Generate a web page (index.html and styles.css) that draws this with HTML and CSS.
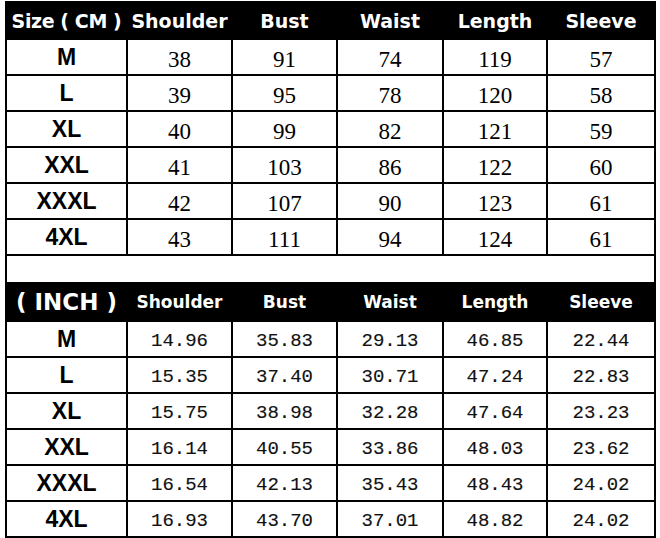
FILE: index.html
```html
<!DOCTYPE html>
<html>
<head>
<meta charset="utf-8">
<link rel="stylesheet" href="styles.css">
</head>
<body>
<table class="chart">
  <colgroup>
    <col class="c0"><col class="c1"><col class="c2"><col class="c3"><col class="c4"><col class="c5">
  </colgroup>
  <tbody class="cm">
    <tr class="head">
      <th>Size ( CM )</th><th>Shoulder</th><th>Bust</th><th>Waist</th><th>Length</th><th>Sleeve</th>
    </tr>
    <tr><td class="size">M</td><td>38</td><td>91</td><td>74</td><td>119</td><td>57</td></tr>
    <tr><td class="size">L</td><td>39</td><td>95</td><td>78</td><td>120</td><td>58</td></tr>
    <tr><td class="size">XL</td><td>40</td><td>99</td><td>82</td><td>121</td><td>59</td></tr>
    <tr><td class="size">XXL</td><td>41</td><td>103</td><td>86</td><td>122</td><td>60</td></tr>
    <tr><td class="size">XXXL</td><td>42</td><td>107</td><td>90</td><td>123</td><td>61</td></tr>
    <tr><td class="size">4XL</td><td>43</td><td>111</td><td>94</td><td>124</td><td>61</td></tr>
    <tr class="gap"><td colspan="6"></td></tr>
  </tbody>
  <tbody class="inch">
    <tr class="head">
      <th class="unit">( INCH )</th><th>Shoulder</th><th>Bust</th><th>Waist</th><th>Length</th><th>Sleeve</th>
    </tr>
    <tr><td class="size">M</td><td>14.96</td><td>35.83</td><td>29.13</td><td>46.85</td><td>22.44</td></tr>
    <tr><td class="size">L</td><td>15.35</td><td>37.40</td><td>30.71</td><td>47.24</td><td>22.83</td></tr>
    <tr><td class="size">XL</td><td>15.75</td><td>38.98</td><td>32.28</td><td>47.64</td><td>23.23</td></tr>
    <tr><td class="size">XXL</td><td>16.14</td><td>40.55</td><td>33.86</td><td>48.03</td><td>23.62</td></tr>
    <tr><td class="size">XXXL</td><td>16.54</td><td>42.13</td><td>35.43</td><td>48.43</td><td>24.02</td></tr>
    <tr><td class="size">4XL</td><td>16.93</td><td>43.70</td><td>37.01</td><td>48.82</td><td>24.02</td></tr>
  </tbody>
</table>
</body>
</html>
```

FILE: styles.css
```css
html, body {
  margin: 0;
  padding: 0;
  background: #fff;
}

body {
  padding: 1px 0 0 5px;
}

.chart {
  border-collapse: collapse;
  table-layout: fixed;
  width: 649px;
}

.c0 { width: 121px; }
.c1 { width: 105px; }
.c2 { width: 105px; }
.c3 { width: 106px; }
.c4 { width: 104px; }
.c5 { width: 108px; }

.chart th,
.chart td {
  border: 2px solid #000;
  padding: 0;
  text-align: center;
  vertical-align: middle;
  overflow: hidden;
  white-space: nowrap;
}

.head th {
  background: #000;
  color: #fff;
  font-family: "DejaVu Sans", sans-serif;
  font-weight: bold;
  height: 35px;
}

.cm .head th {
  font-size: 19px;
}

.cm .head th:first-child {
  letter-spacing: -0.4px;
}

.inch .head th {
  font-size: 17px;
  height: 36px;
}

.inch .head th.unit {
  font-size: 23px;
}

.chart td {
  height: 34px;
  color: #000;
}

.cm td {
  font-family: "Liberation Serif", serif;
  font-size: 23px;
  padding-top: 5px;
  height: 29px;
}

.inch td {
  font-family: "Liberation Mono", monospace;
  font-size: 19px;
  padding-top: 4px;
  height: 30px;
  color: #111;
  -webkit-text-stroke: 0.15px #111;
}

.chart td.size {
  font-family: "Liberation Sans", sans-serif;
  font-weight: bold;
  font-size: 23px;
  padding-top: 0;
  height: 34px;
  color: #000;
  -webkit-text-stroke: 0;
}

.chart .gap td {
  border-left: 2px solid #000;
  border-right: 2px solid #000;
  height: 26px;
  padding: 0;
}
```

....................

» Exercise: Quote the material word for word, dropping any images it holds.

» Finished exercise:
Generate a web page (index.html and styles.css) that draws this with HTML and CSS.
FILE: index.html
```html
<!DOCTYPE html>
<html>
<head>
<meta charset="utf-8">
<link rel="stylesheet" href="styles.css">
</head>
<body>
<table class="chart">
  <colgroup>
    <col class="c0"><col class="c1"><col class="c2"><col class="c3"><col class="c4"><col class="c5">
  </colgroup>
  <tbody class="cm">
    <tr class="head">
      <th>Size ( CM )</th><th>Shoulder</th><th>Bust</th><th>Waist</th><th>Length</th><th>Sleeve</th>
    </tr>
    <tr><td class="size">M</td><td>38</td><td>91</td><td>74</td><td>119</td><td>57</td></tr>
    <tr><td class="size">L</td><td>39</td><td>95</td><td>78</td><td>120</td><td>58</td></tr>
    <tr><td class="size">XL</td><td>40</td><td>99</td><td>82</td><td>121</td><td>59</td></tr>
    <tr><td class="size">XXL</td><td>41</td><td>103</td><td>86</td><td>122</td><td>60</td></tr>
    <tr><td class="size">XXXL</td><td>42</td><td>107</td><td>90</td><td>123</td><td>61</td></tr>
    <tr><td class="size">4XL</td><td>43</td><td>111</td><td>94</td><td>124</td><td>61</td></tr>
    <tr class="gap"><td colspan="6"></td></tr>
  </tbody>
  <tbody class="inch">
    <tr class="head">
      <th class="unit">( INCH )</th><th>Shoulder</th><th>Bust</th><th>Waist</th><th>Length</th><th>Sleeve</th>
    </tr>
    <tr><td class="size">M</td><td>14.96</td><td>35.83</td><td>29.13</td><td>46.85</td><td>22.44</td></tr>
    <tr><td class="size">L</td><td>15.35</td><td>37.40</td><td>30.71</td><td>47.24</td><td>22.83</td></tr>
    <tr><td class="size">XL</td><td>15.75</td><td>38.98</td><td>32.28</td><td>47.64</td><td>23.23</td></tr>
    <tr><td class="size">XXL</td><td>16.14</td><td>40.55</td><td>33.86</td><td>48.03</td><td>23.62</td></tr>
    <tr><td class="size">XXXL</td><td>16.54</td><td>42.13</td><td>35.43</td><td>48.43</td><td>24.02</td></tr>
    <tr><td class="size">4XL</td><td>16.93</td><td>43.70</td><td>37.01</td><td>48.82</td><td>24.02</td></tr>
  </tbody>
</table>
</body>
</html>
```

FILE: styles.css
```css
html, body {
  margin: 0;
  padding: 0;
  background: #fff;
}

body {
  padding: 1px 0 0 5px;
}

.chart {
  border-collapse: collapse;
  table-layout: fixed;
  width: 649px;
}

.c0 { width: 121px; }
.c1 { width: 105px; }
.c2 { width: 105px; }
.c3 { width: 106px; }
.c4 { width: 104px; }
.c5 { width: 108px; }

.chart th,
.chart td {
  border: 2px solid #000;
  padding: 0;
  text-align: center;
  vertical-align: middle;
  overflow: hidden;
  white-space: nowrap;
}

.head th {
  background: #000;
  color: #fff;
  font-family: "DejaVu Sans", sans-serif;
  font-weight: bold;
  height: 35px;
}

.cm .head th {
  font-size: 19px;
}

.cm .head th:first-child {
  letter-spacing: -0.4px;
}

.inch .head th {
  font-size: 17px;
  height: 36px;
}

.inch .head th.unit {
  font-size: 23px;
}

.chart td {
  height: 34px;
  color: #000;
}

.cm td {
  font-family: "Liberation Serif", serif;
  font-size: 23px;
  padding-top: 5px;
  height: 29px;
}

.inch td {
  font-family: "Liberation Mono", monospace;
  font-size: 19px;
  padding-top: 4px;
  height: 30px;
  color: #111;
  -webkit-text-stroke: 0.15px #111;
}

.chart td.size {
  font-family: "Liberation Sans", sans-serif;
  font-weight: bold;
  font-size: 23px;
  padding-top: 0;
  height: 34px;
  color: #000;
  -webkit-text-stroke: 0;
}

.chart .gap td {
  border-left: 2px solid #000;
  border-right: 2px solid #000;
  height: 26px;
  padding: 0;
}
```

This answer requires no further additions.